Y eso, a pesar de que hace relativamente poco fuimos
castigados por una pandemia que, si no fuera por lo público, en cuanto a gestión
epidemiológica, la vacunación masiva y el tratamiento en hospitales, habríamos
salido peor parados. Como esos 7.291 ancianos de Madrid que murieron solos,
incomunicados de sus familiares y sin asistencia médica en sus asilos por obra
y gracia de una normativa del Gobierno regional que prohibió su traslado a
hospitales, aunque estuvieran infectados de la covid o se complicaran sus
enfermedades crónicas. Un protocolo vergonzante que solo se aplicó en Madrid,
haciéndola liderar el ranking europeo de mortandad por la pandemia, sin que
nadie asuma responsabilidades ni pida disculpas.
Es por esto, y muchas otras cosas, que el mundo me parece incomprensible,
inhumano e hipócrita, porque cuando aplaudíamos desde los balcones durante el
confinamiento a los sanitarios que no dejaron de hacer su trabajo, condenamos a
morir sin atención médica a los más vulnerables, a los que aquella orden trataba
como un estorbo porque suponían una carga o gasto, a esos ancianos madrileños recluidos
en asilos a espera de la muerte.
Y porque entonces asegurábamos salir de la pandemia más
unidos que nunca, trabajar colectivamente por un futuro mejor que preste
atención a lo que de verdad importa: las personas (nosotros y los otros), y lo
primero que hicimos fue volvernos más individualistas, descerebrados negacionistas,
necios antidemócratas y deliberadamente insolidarios que se dejan idiotizar
por brujos populistas que irradian sus conjuros a través de las redes sociales,
mediante un relato nostálgico y profundamente reaccionario sobre una España idealizada
que jamás existió. Y lo aceptamos porque es más cómodo echar las culpas a los
demás que asumir la responsabilidad de nuestros males.

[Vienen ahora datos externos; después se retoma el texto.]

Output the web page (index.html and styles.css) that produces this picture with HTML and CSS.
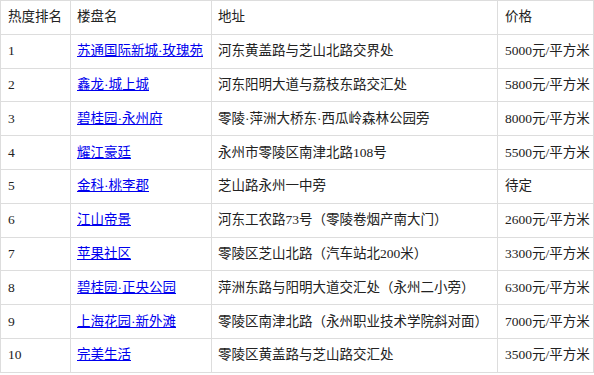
FILE: index.html
```html
<!DOCTYPE html>
<html lang="zh">
<head>
<meta charset="utf-8">
<link rel="stylesheet" href="styles.css">
</head>
<body>
<table class="tbl">
  <colgroup>
    <col class="c1"><col class="c2"><col class="c3"><col class="c4">
  </colgroup>
  <tr><td>热度排名</td><td>楼盘名</td><td>地址</td><td>价格</td></tr>
  <tr><td>1</td><td><a href="#">苏通国际新城·玫瑰苑</a></td><td>河东黄盖路与芝山北路交界处</td><td>5000元/平方米</td></tr>
  <tr><td>2</td><td><a href="#">鑫龙·城上城</a></td><td>河东阳明大道与荔枝东路交汇处</td><td>5800元/平方米</td></tr>
  <tr><td>3</td><td><a href="#">碧桂园·永州府</a></td><td>零陵·萍洲大桥东·西瓜岭森林公园旁</td><td>8000元/平方米</td></tr>
  <tr><td>4</td><td><a href="#">耀江豪廷</a></td><td>永州市零陵区南津北路108号</td><td>5500元/平方米</td></tr>
  <tr><td>5</td><td><a href="#">金科·桃李郡</a></td><td>芝山路永州一中旁</td><td>待定</td></tr>
  <tr><td>6</td><td><a href="#">江山帝景</a></td><td>河东工农路73号（零陵卷烟产南大门）</td><td>2600元/平方米</td></tr>
  <tr><td>7</td><td><a href="#">苹果社区</a></td><td>零陵区芝山北路（汽车站北200米）</td><td>3300元/平方米</td></tr>
  <tr><td>8</td><td><a href="#">碧桂园·正央公园</a></td><td>萍洲东路与阳明大道交汇处（永州二小旁）</td><td>6300元/平方米</td></tr>
  <tr><td>9</td><td><a href="#">上海花园·新外滩</a></td><td>零陵区南津北路（永州职业技术学院斜对面）</td><td>7000元/平方米</td></tr>
  <tr><td>10</td><td><a href="#">完美生活</a></td><td>零陵区黄盖路与芝山路交汇处</td><td>3500元/平方米</td></tr>
</table>
</body>
</html>
```
FILE: styles.css
```css
body {
  margin: 0;
  background: #fff;
  font-family: "Liberation Serif", "Noto Sans CJK SC", serif;
  font-size: 13.5px;
  color: #222;
}
.tbl {
  border-collapse: collapse;
  table-layout: fixed;
  width: 593px;
}
.c1 { width: 70px; }
.c2 { width: 141px; }
.c3 { width: 286px; }
.c4 { width: 96px; }
.tbl td {
  border: 1px solid #ddd;
  height: 32.8px;
  padding: 0 0 0 6px;
  line-height: 18px;
  vertical-align: middle;
  white-space: nowrap;
  overflow: hidden;
}
.tbl td:first-child { padding-left: 7px; }
.tbl td:last-child { padding-left: 7px; }
.tbl a { color: #00e; text-decoration: underline; }
```
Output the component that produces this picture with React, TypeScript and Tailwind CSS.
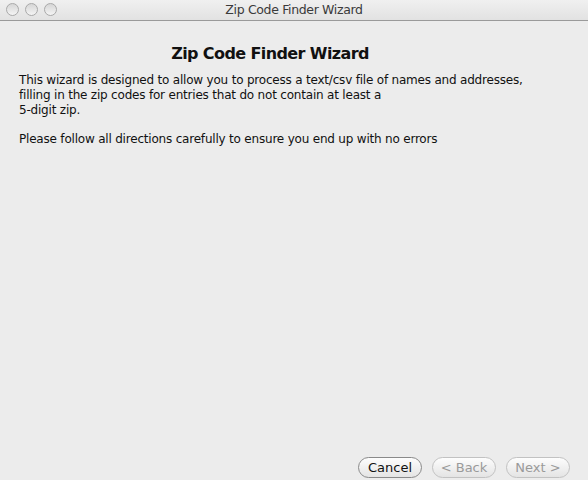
import React from "react";

function Light() {
  return (
    <div className="w-[13px] h-[13px] rounded-full border border-[#a9a9a9] bg-gradient-to-b from-[#d6d6d6] to-[#f4f4f4]" />
  );
}

function Btn({ label, disabled }: { label: string; disabled?: boolean }) {
  return (
    <div
      className={
        "w-[64px] h-[21px] rounded-full border flex items-center justify-center text-[13px] bg-gradient-to-b from-[#fdfdfd] to-[#e4e4e4] " +
        (disabled ? "border-[#c2c2c2] text-[#9a9a9a]" : "border-[#8a8a8a] text-[#111]")
      }
    >
      {label}
    </div>
  );
}

export default function App() {
  return (
    <div
      className="w-[588px] h-[480px] flex flex-col bg-[#ececec] overflow-hidden"
      style={{ fontFamily: '"DejaVu Sans", "Liberation Sans", sans-serif' }}
    >
      <div className="h-[21px] relative flex items-center justify-center border-b border-[#9a9a9a] bg-gradient-to-b from-[#f0f0f0] to-[#e2e2e2] shrink-0">
        <div className="absolute left-[6px] top-[3px] flex gap-[6px]">
          <Light />
          <Light />
          <Light />
        </div>
        <span className="text-[12.5px] text-[#3a3a3a] tracking-[-0.35px]">Zip Code Finder Wizard</span>
      </div>
      <div className="flex-1 flex flex-col pl-[19px] pt-[22px]">
        <div className="w-[502px] text-center font-bold text-[16px] text-[#111] leading-[22px] tracking-[-0.6px]">
          Zip Code Finder Wizard
        </div>
        <div className="mt-[8px] text-[12px] leading-[14.75px] text-[#111] tracking-[-0.2px]">
          <div>This wizard is designed to allow you to process a text/csv file of names and addresses,</div>
          <div>filling in the zip codes for entries that do not contain at least a</div>
          <div>5-digit zip.</div>
          <div className="mt-[14.75px]">Please follow all directions carefully to ensure you end up with no errors</div>
        </div>
      </div>
      <div className="flex justify-end gap-[10px] pr-[18px] pb-[2px] shrink-0">
        <Btn label="Cancel" />
        <Btn label="< Back" disabled />
        <Btn label="Next >" disabled />
      </div>
    </div>
  );
}
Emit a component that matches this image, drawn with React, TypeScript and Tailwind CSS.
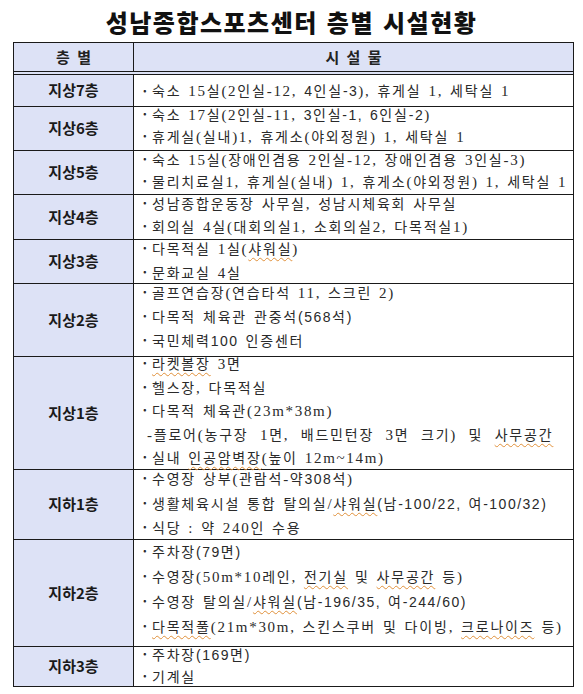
import React from "react"

type Row = {
  label: string
  h: string
  line: string
  pt: string
  lines: string[]
}

// [..] = spell-check wave, {..} = sans digits
const rows: Row[] = [
  { label: "지상7층", h: "h-[32px]", line: "h-[31px] leading-[31px]", pt: "pt-0", lines: ["숙소 15실(2인실-12, {4인실-3}), 휴게실 1, 세탁실 1"] },
  {
    label: "지상6층",
    h: "h-[44px]",
    line: "h-[22px] leading-[12px] last:h-[14px]",
    pt: "pt-[1px]",
    lines: ["숙소 17실(2인실-11, {3인실-1, 6인실-2})", "휴게실(실내)1, 휴게소(야외정원) 1, 세탁실 1"],
  },
  {
    label: "지상5층",
    h: "h-[44px]",
    line: "h-[22px] leading-[12px] last:h-[14px]",
    pt: "pt-[2px]",
    lines: ["숙소 15실(장애인겸용 2인실-12, 장애인겸용 3인실-3)", "물리치료실1, 휴게실(실내) 1, 휴게소(야외정원) 1, 세탁실 1"],
  },
  {
    label: "지상4층",
    h: "h-[45px]",
    line: "h-[23px] leading-[12px] last:h-[14px]",
    pt: "pt-[2px]",
    lines: ["성남종합운동장 사무실, 성남시체육회 사무실", "회의실 4실(대회의실1, 소회의실2, 다목적실1)"],
  },
  {
    label: "지상3층",
    h: "h-[44px]",
    line: "h-[24px] leading-[12px] last:h-[14px]",
    pt: "pt-[2px]",
    lines: ["다목적실 1실([샤워실])", "문화교실 4실"],
  },
  {
    label: "지상2층",
    h: "h-[73px]",
    line: "h-[24px] leading-[12px] last:h-[14px]",
    pt: "pt-[2px]",
    lines: ["골프연습장(연습타석 11, 스크린 2)", "다목적 체육관 관중석{(568석)}", "국민체력{100} 인증센터"],
  },
  {
    label: "지상1층",
    h: "h-[113px]",
    line: "h-[23.5px] leading-[12px] last:h-[14px]",
    pt: "pt-0",
    lines: [
      "[라켓볼장] 3면",
      "헬스장, 다목적실",
      "다목적 체육관(23m*38m)",
      "-플로어(농구장 1면, 배드민턴장 3면 크기) 및 [사무공간]",
      "실내 [인공암벽장](높이 12m~14m)",
    ],
  },
  {
    label: "지하1층",
    h: "h-[70px]",
    line: "h-[24.5px] leading-[12px] last:h-[14px]",
    pt: "pt-[2px]",
    lines: ["수영장 상부(관람석-약{308}석)", "생활체육시설 통합 탈의실/[샤워실]{(남-100/22, 여-100/32)}", "식당 : 약 240인 수용"],
  },
  {
    label: "지하2층",
    h: "h-[107px]",
    line: "h-[25px] leading-[12px] last:h-[14px]",
    pt: "pt-[5px]",
    lines: [
      "주차장{(79면)}",
      "수영장(50m*10레인, [전기실] 및 [사무공간] 등)",
      "수영장 탈의실/[샤워실]{(남-196/35, 여-244/60)}",
      "[다목적풀](21m*30m, 스킨스쿠버 및 다이빙, [크로나이즈] 등)",
    ],
  },
  {
    label: "지하3층",
    h: "h-[39px]",
    line: "h-[22px] leading-[12px] last:h-[14px]",
    pt: "pt-[1px]",
    lines: ["주차장{(169면)}", "기계실"],
  },
]

// hangul runs are drawn in Noto, the rest in a latin face
function Runs({ text, sans }: { text: string; sans?: boolean }) {
  const pieces = text.split(/([가-힣]+)/).filter(Boolean)
  return (
    <>
      {pieces.map((p, i) =>
        /[가-힣]/.test(p) ? (
          <span key={i} className="text-[14px] tracking-[1.8px]">
            {p}
          </span>
        ) : sans ? (
          <span key={i} className="font-['Liberation_Sans',sans-serif] text-[14px] tracking-[1.5px]">
            {p}
          </span>
        ) : (
          <span key={i} className="font-['Liberation_Serif',serif] text-[15px] tracking-[1.7px]">
            {p}
          </span>
        )
      )}
    </>
  )
}

function Segments({ text }: { text: string }) {
  const parts = text.split(/(\[[^\]]+\]|\{[^}]+\})/).filter(Boolean)
  return (
    <>
      {parts.map((p, i) => {
        if (p.startsWith("[")) {
          return (
            <span
              key={i}
              className="underline decoration-wavy decoration-[#e0903a] decoration-1 underline-offset-[3px]"
            >
              <Runs text={p.slice(1, -1)} />
            </span>
          )
        }
        if (p.startsWith("{")) {
          return <Runs key={i} text={p.slice(1, -1)} sans />
        }
        return <Runs key={i} text={p} />
      })}
    </>
  )
}

function Line({ text, cls }: { text: string; cls: string }) {
  // sub item ("-플로어...") has no bullet and is spread a bit wider
  if (text.startsWith("-")) {
    return (
      <div className={`${cls} whitespace-nowrap pl-[13px] [word-spacing:6px]`}>
        <Segments text={text} />
      </div>
    )
  }
  return (
    <div className={`${cls} flex whitespace-nowrap`}>
      <span className="w-[18px] shrink-0 pl-[7px] text-[13px] font-bold">·</span>
      <span>
        <Segments text={text} />
      </span>
    </div>
  )
}

export default function App() {
  return (
    <div className="w-[583px] h-[694px] bg-white font-['Noto_Sans_CJK_KR',sans-serif] text-[#222]">
      <h1 className="h-[42px] pt-[5px] text-center text-[24px] leading-[34px] font-black tracking-[1.5px] [word-spacing:2px] text-[#111]">
        성남종합스포츠센터 층별 시설현황
      </h1>

      <div className="ml-[13px] w-[561px] border border-[#1a1a1a]">
        {/* header */}
        <div className="flex h-[32px] border-b-4 border-double border-[#1a1a1a] bg-[#dde2f6] text-[15px] font-bold [word-spacing:4px]">
          <div className="flex w-[120px] items-center justify-center border-r border-[#1a1a1a]">층 별</div>
          <div className="flex flex-1 items-center justify-center">시 설 물</div>
        </div>

        {rows.map((row, idx) => (
          <div
            key={row.label}
            className={`flex ${row.h} ${idx < rows.length - 1 ? "border-b border-[#1a1a1a]" : ""}`}
          >
            <div className="flex w-[120px] shrink-0 items-center justify-center border-r border-[#1a1a1a] bg-[#dde2f6] text-[15px] font-bold text-[#1a1a1a]">
              {row.label}
            </div>
            <div
              className={`min-w-0 flex-1 text-[14px] text-[#2a2a2a] [word-spacing:1.5px] ${
                row.lines.length === 1 ? "flex items-center" : row.pt
              }`}
            >
              <div>
                {row.lines.map((l) => (
                  <Line key={l} text={l} cls={row.line} />
                ))}
              </div>
            </div>
          </div>
        ))}
      </div>
    </div>
  )
}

Ahora, en este mundo “moderno” tan veloz y “light”, somos fácilmente
manipulables y tremendamente crédulos, cual niños ingenuos e inocentes, a causa
de la desigualdad económica, la desconfianza en las instituciones y una
polarización política que contribuye a crear imágenes sesgadas, estereotipadas
y hasta falseadas de la realidad, lo que socava la calidad democrática del país.
No es de extrañar, por tanto, que no sepamos detectar verdaderas `boutades´,
como las del arzobispo de Oviedo, que consideraba, en un artículo destacado en
ABC, que la enorme cruz del Valle de los Caídos era un símbolo exento de toda
ideología, cuando en realidad es la enseña de un lugar elegido por un dictador
para enterrar a sus muertos mártires de la Cruzada, según decreto del mismísimo
Franco.
Si tal mendacidad con nuestra historia reciente ni se rebate
y sirve, encima, de munición para la confrontación, es que hemos perdido todo
juicio crítico. Y que este mundo de mentiras y engaños es lo que realmente merecemos,
por volubles y maleables. Pero a mí no me gusta en absoluto porque me hace
sentir desplazado. Así que, lo siento, prefiero bajarme en la próxima.